▸ **Brief**:
Bring together all lines of the material below that contain the string "full".

▸ **Supplied material**:

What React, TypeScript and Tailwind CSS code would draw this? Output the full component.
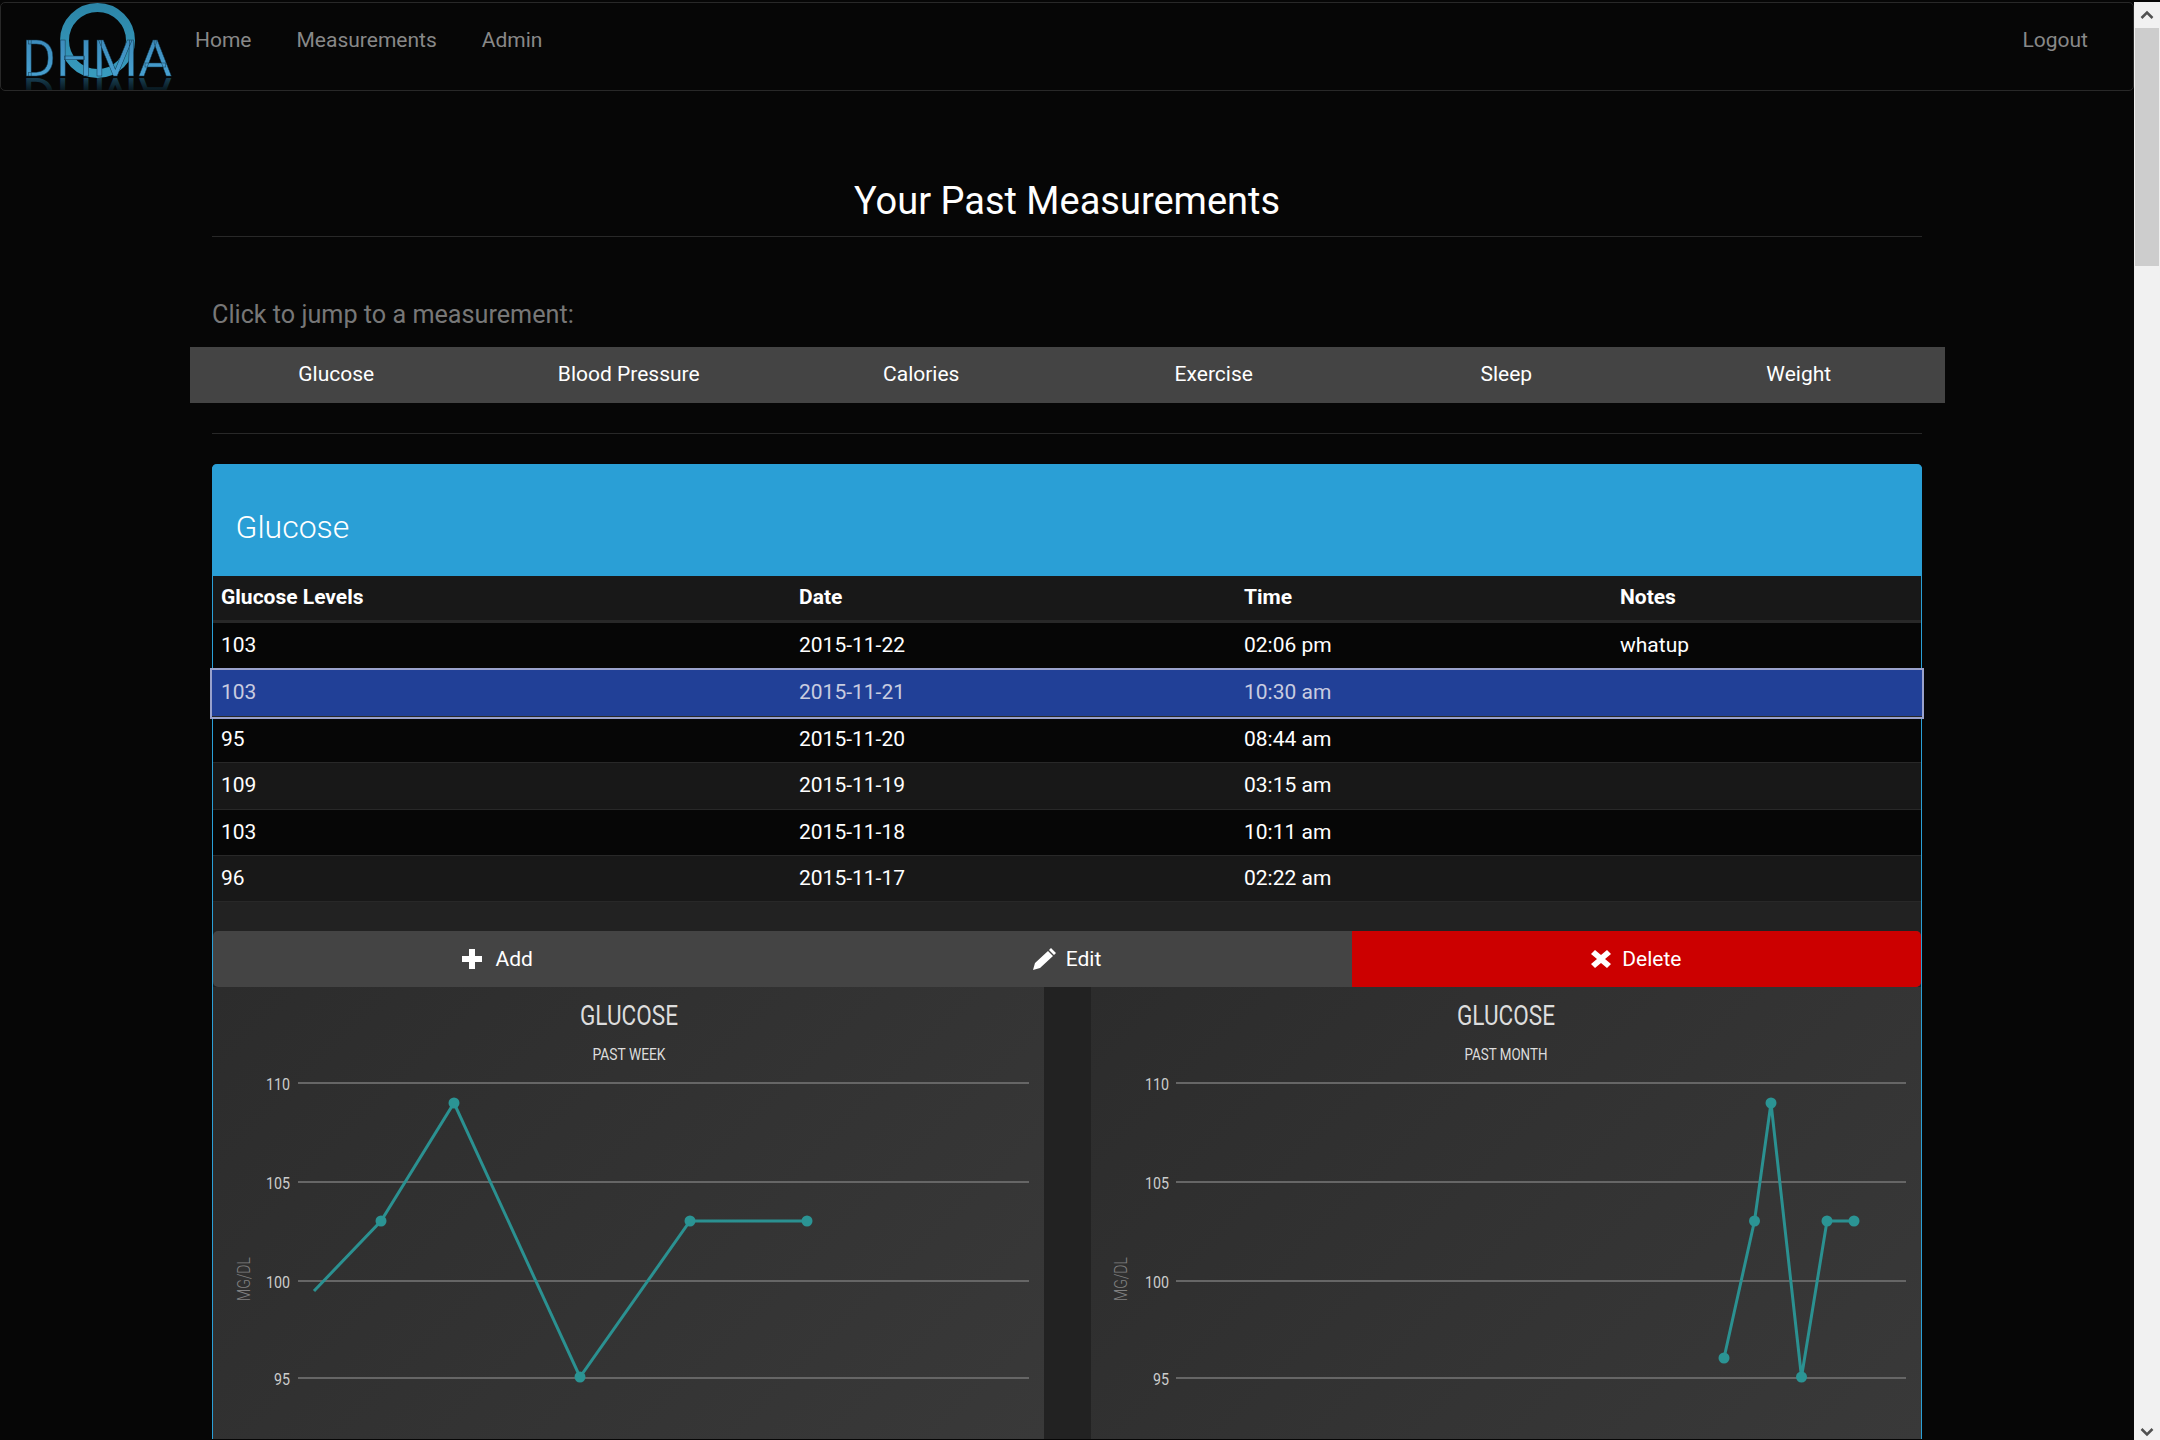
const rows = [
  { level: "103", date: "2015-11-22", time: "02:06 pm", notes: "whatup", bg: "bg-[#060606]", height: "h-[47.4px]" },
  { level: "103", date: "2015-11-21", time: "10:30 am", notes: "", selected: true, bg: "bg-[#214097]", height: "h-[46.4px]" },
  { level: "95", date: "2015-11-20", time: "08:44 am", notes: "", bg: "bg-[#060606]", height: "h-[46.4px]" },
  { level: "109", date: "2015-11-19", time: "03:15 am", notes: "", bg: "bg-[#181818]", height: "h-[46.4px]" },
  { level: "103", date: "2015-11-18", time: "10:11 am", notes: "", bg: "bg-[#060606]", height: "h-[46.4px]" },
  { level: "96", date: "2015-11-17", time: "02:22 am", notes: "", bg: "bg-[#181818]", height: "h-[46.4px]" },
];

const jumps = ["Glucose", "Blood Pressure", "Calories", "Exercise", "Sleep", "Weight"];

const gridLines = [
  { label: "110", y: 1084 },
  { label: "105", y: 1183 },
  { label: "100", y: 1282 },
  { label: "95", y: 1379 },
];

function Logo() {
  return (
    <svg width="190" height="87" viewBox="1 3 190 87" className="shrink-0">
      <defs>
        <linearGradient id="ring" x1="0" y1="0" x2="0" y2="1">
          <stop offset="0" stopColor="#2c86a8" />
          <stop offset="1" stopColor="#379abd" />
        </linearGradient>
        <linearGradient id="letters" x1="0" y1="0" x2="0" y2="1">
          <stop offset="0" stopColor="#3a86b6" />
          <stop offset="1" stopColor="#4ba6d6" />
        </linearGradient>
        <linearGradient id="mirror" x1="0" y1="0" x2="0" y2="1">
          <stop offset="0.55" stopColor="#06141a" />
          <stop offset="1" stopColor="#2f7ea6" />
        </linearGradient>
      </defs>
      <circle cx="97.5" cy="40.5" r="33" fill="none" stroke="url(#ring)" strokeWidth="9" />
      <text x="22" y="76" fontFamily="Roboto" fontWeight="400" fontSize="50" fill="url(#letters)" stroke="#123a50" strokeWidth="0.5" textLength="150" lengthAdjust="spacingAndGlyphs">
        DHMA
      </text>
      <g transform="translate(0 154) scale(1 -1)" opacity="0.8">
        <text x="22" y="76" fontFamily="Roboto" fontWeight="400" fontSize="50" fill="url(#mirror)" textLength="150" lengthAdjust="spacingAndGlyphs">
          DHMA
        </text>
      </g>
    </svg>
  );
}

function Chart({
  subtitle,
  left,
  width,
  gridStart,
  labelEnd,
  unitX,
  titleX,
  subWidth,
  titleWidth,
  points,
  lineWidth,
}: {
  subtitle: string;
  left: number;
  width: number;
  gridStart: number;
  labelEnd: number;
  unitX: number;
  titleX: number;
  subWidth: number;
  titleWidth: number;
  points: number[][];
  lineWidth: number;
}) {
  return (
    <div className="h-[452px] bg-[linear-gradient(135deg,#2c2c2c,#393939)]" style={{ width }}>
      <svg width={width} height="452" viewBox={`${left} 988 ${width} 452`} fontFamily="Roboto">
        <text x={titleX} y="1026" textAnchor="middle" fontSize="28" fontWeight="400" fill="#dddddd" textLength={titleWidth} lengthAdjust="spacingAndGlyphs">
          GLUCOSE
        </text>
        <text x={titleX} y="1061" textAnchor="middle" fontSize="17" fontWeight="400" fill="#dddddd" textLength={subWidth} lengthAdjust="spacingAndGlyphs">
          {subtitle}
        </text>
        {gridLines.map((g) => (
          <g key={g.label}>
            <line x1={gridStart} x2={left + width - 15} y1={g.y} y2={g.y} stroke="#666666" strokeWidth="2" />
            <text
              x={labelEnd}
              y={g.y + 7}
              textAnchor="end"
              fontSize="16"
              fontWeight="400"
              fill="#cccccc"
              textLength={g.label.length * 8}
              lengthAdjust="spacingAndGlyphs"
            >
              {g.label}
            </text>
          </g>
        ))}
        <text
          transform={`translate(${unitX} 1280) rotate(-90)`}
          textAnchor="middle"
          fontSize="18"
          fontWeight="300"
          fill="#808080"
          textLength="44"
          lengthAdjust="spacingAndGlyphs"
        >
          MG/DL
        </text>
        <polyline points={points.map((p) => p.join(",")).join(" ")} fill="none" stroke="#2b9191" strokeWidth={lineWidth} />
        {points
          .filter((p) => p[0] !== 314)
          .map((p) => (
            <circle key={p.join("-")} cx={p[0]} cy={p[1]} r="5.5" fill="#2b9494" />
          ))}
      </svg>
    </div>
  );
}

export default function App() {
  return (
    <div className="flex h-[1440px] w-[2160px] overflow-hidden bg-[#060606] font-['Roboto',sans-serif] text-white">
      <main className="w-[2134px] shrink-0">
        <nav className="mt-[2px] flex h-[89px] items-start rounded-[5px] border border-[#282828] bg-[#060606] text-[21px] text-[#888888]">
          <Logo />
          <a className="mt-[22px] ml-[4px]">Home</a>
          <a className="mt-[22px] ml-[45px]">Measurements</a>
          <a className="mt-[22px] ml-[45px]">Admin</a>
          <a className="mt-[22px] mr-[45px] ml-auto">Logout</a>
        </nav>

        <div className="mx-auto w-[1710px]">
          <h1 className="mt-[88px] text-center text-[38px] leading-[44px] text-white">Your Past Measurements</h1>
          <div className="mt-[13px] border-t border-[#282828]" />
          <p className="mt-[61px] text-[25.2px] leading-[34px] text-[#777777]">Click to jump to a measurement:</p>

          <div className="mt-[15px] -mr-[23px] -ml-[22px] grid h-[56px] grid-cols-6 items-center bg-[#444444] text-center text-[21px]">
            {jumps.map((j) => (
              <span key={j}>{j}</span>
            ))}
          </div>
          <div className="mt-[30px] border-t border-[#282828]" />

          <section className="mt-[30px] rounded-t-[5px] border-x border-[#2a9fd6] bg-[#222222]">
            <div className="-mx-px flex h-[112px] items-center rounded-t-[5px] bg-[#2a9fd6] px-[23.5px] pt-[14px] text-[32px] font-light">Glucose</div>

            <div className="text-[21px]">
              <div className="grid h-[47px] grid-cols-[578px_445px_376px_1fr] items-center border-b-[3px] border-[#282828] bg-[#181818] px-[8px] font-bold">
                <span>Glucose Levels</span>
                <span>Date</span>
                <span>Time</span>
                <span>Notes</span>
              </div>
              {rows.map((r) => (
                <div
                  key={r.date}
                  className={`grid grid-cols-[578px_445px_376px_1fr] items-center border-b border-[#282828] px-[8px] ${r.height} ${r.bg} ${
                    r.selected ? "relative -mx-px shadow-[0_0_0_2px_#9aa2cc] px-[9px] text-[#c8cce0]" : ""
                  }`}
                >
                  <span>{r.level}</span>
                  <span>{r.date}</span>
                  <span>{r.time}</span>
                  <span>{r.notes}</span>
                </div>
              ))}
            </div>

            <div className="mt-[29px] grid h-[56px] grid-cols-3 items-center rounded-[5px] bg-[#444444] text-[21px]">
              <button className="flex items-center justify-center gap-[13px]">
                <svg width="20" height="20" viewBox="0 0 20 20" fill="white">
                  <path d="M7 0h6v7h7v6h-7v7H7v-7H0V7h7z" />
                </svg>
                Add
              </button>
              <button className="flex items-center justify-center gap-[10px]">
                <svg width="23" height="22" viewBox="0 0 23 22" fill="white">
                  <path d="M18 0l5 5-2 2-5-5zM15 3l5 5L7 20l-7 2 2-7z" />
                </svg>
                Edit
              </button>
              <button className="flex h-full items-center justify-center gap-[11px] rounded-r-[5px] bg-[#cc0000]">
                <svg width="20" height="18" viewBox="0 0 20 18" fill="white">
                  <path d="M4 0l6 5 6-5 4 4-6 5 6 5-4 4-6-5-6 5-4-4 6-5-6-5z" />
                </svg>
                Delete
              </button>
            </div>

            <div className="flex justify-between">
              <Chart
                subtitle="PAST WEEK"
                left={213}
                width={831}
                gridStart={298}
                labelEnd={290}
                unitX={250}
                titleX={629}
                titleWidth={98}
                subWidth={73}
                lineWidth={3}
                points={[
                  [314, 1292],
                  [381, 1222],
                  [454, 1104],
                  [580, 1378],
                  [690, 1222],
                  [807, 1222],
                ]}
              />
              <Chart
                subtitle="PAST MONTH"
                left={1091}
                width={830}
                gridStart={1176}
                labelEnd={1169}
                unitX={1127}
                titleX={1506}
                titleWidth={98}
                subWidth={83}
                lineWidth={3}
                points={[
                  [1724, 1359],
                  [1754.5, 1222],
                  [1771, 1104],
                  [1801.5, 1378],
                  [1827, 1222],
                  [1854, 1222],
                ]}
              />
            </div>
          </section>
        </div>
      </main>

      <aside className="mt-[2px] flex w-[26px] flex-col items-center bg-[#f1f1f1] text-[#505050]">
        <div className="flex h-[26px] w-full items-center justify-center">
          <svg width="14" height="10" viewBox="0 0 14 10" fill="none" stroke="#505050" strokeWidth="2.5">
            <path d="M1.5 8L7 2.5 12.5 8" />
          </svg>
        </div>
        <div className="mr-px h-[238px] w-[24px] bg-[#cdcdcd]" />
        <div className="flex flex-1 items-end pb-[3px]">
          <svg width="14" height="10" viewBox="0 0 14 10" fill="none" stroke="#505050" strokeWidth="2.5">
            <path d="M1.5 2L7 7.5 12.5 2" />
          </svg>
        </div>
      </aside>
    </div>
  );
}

▸ **Output of the task**:
What React, TypeScript and Tailwind CSS code would draw this? Output the full component.
              <button className="flex h-full items-center justify-center gap-[11px] rounded-r-[5px] bg-[#cc0000]">
        <div className="flex h-[26px] w-full items-center justify-center">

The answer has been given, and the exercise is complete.